* _WHAT IS NEEDED_
Give the data again exactly as written, skipping any pictures.

# start of DATA LISTING

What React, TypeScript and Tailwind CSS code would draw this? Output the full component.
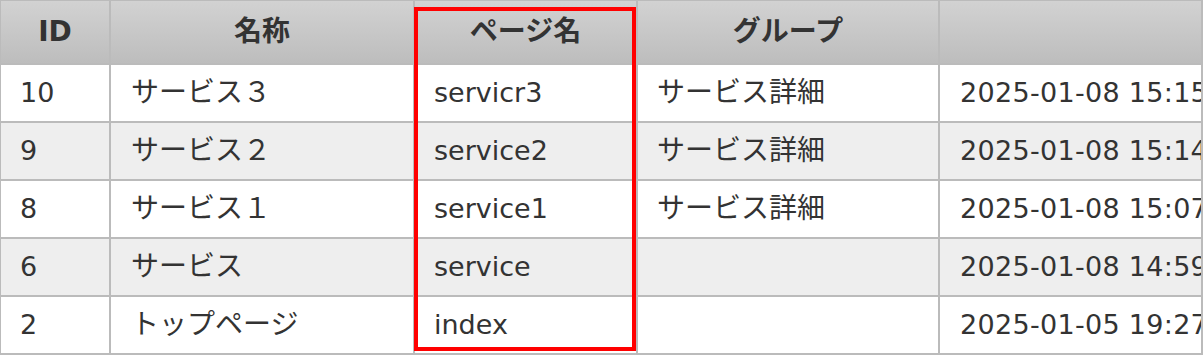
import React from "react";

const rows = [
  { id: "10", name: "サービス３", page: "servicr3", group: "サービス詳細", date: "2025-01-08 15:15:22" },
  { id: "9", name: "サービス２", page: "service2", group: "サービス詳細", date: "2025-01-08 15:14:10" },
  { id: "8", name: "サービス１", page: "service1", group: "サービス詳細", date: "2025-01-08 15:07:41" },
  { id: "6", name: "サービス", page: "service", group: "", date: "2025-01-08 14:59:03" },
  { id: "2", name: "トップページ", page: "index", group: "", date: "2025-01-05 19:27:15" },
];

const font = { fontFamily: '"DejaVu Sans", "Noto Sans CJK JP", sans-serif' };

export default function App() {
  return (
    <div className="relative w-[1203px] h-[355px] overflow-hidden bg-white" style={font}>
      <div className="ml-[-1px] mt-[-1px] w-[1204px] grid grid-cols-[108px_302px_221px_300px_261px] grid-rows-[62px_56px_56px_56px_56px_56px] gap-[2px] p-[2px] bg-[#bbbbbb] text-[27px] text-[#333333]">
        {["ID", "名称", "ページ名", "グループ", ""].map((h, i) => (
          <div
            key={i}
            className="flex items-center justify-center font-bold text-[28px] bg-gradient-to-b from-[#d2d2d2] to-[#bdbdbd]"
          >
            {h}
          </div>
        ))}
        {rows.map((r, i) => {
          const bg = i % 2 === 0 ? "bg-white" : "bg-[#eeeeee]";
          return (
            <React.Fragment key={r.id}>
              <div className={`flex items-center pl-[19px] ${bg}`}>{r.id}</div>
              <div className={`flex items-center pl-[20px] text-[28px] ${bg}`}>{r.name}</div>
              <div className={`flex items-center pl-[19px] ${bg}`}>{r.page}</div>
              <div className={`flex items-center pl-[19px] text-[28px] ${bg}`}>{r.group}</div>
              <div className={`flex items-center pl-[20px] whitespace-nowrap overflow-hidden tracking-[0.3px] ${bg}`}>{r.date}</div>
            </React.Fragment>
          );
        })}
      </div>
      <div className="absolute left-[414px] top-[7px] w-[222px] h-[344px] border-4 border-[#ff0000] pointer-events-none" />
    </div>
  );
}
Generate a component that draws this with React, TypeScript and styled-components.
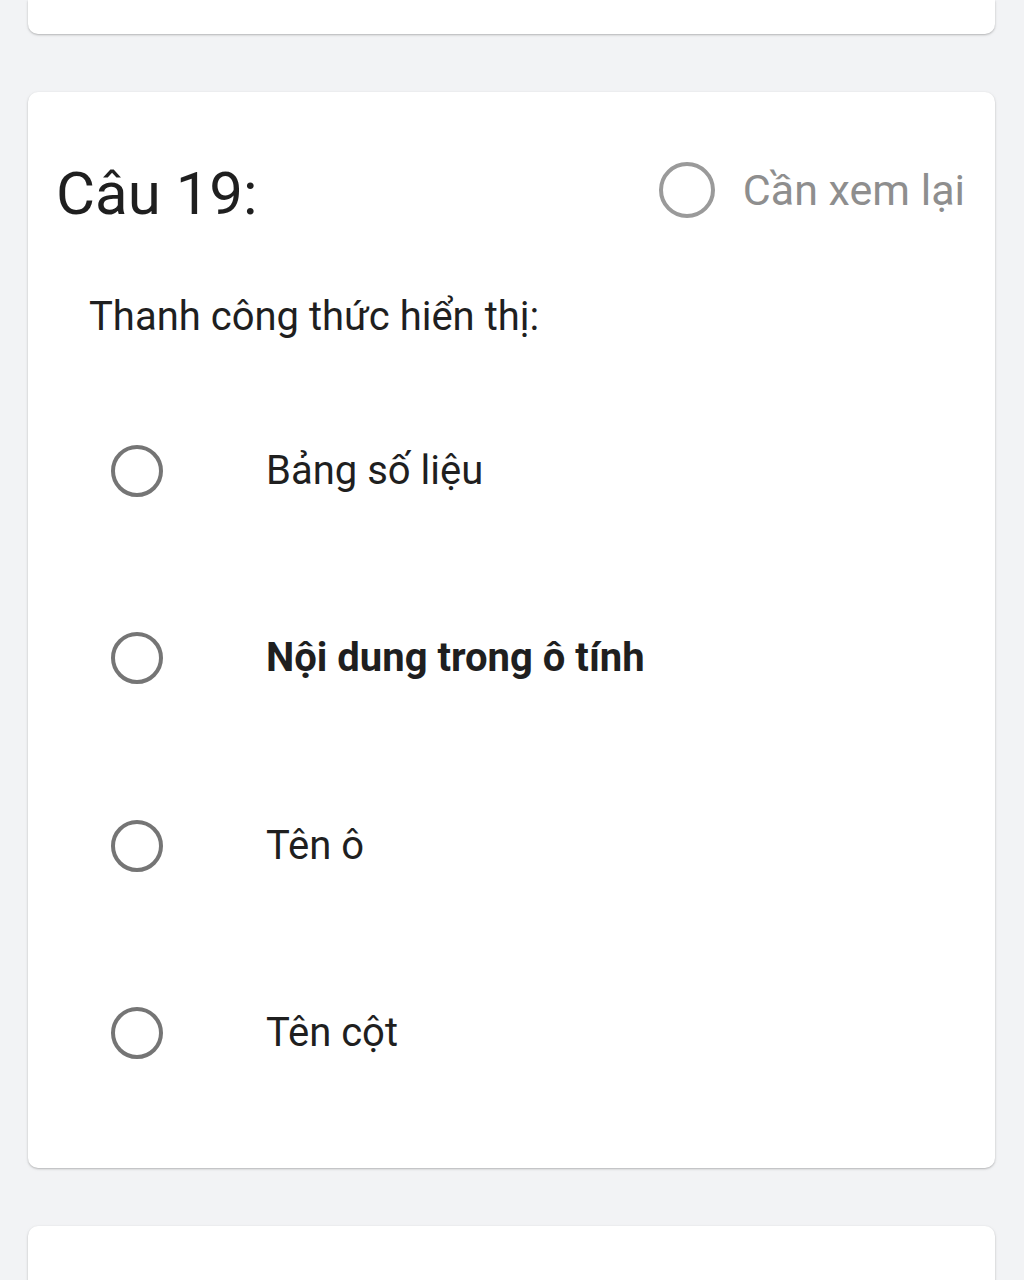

# end of DATA LISTING

* _ANSWER TO THE TASK_
What React, TypeScript and Tailwind CSS code would draw this? Output the full component.
import React from "react";

const rows = [
  { id: "10", name: "サービス３", page: "servicr3", group: "サービス詳細", date: "2025-01-08 15:15:22" },
  { id: "9", name: "サービス２", page: "service2", group: "サービス詳細", date: "2025-01-08 15:14:10" },
  { id: "8", name: "サービス１", page: "service1", group: "サービス詳細", date: "2025-01-08 15:07:41" },
  { id: "6", name: "サービス", page: "service", group: "", date: "2025-01-08 14:59:03" },
  { id: "2", name: "トップページ", page: "index", group: "", date: "2025-01-05 19:27:15" },
];

const font = { fontFamily: '"DejaVu Sans", "Noto Sans CJK JP", sans-serif' };

export default function App() {
  return (
    <div className="relative w-[1203px] h-[355px] overflow-hidden bg-white" style={font}>
      <div className="ml-[-1px] mt-[-1px] w-[1204px] grid grid-cols-[108px_302px_221px_300px_261px] grid-rows-[62px_56px_56px_56px_56px_56px] gap-[2px] p-[2px] bg-[#bbbbbb] text-[27px] text-[#333333]">
        {["ID", "名称", "ページ名", "グループ", ""].map((h, i) => (
          <div
            key={i}
            className="flex items-center justify-center font-bold text-[28px] bg-gradient-to-b from-[#d2d2d2] to-[#bdbdbd]"
          >
            {h}
          </div>
        ))}
        {rows.map((r, i) => {
          const bg = i % 2 === 0 ? "bg-white" : "bg-[#eeeeee]";
          return (
            <React.Fragment key={r.id}>
              <div className={`flex items-center pl-[19px] ${bg}`}>{r.id}</div>
              <div className={`flex items-center pl-[20px] text-[28px] ${bg}`}>{r.name}</div>
              <div className={`flex items-center pl-[19px] ${bg}`}>{r.page}</div>
              <div className={`flex items-center pl-[19px] text-[28px] ${bg}`}>{r.group}</div>
              <div className={`flex items-center pl-[20px] whitespace-nowrap overflow-hidden tracking-[0.3px] ${bg}`}>{r.date}</div>
            </React.Fragment>
          );
        })}
      </div>
      <div className="absolute left-[414px] top-[7px] w-[222px] h-[344px] border-4 border-[#ff0000] pointer-events-none" />
    </div>
  );
}
Generate a component that draws this with React, TypeScript and styled-components.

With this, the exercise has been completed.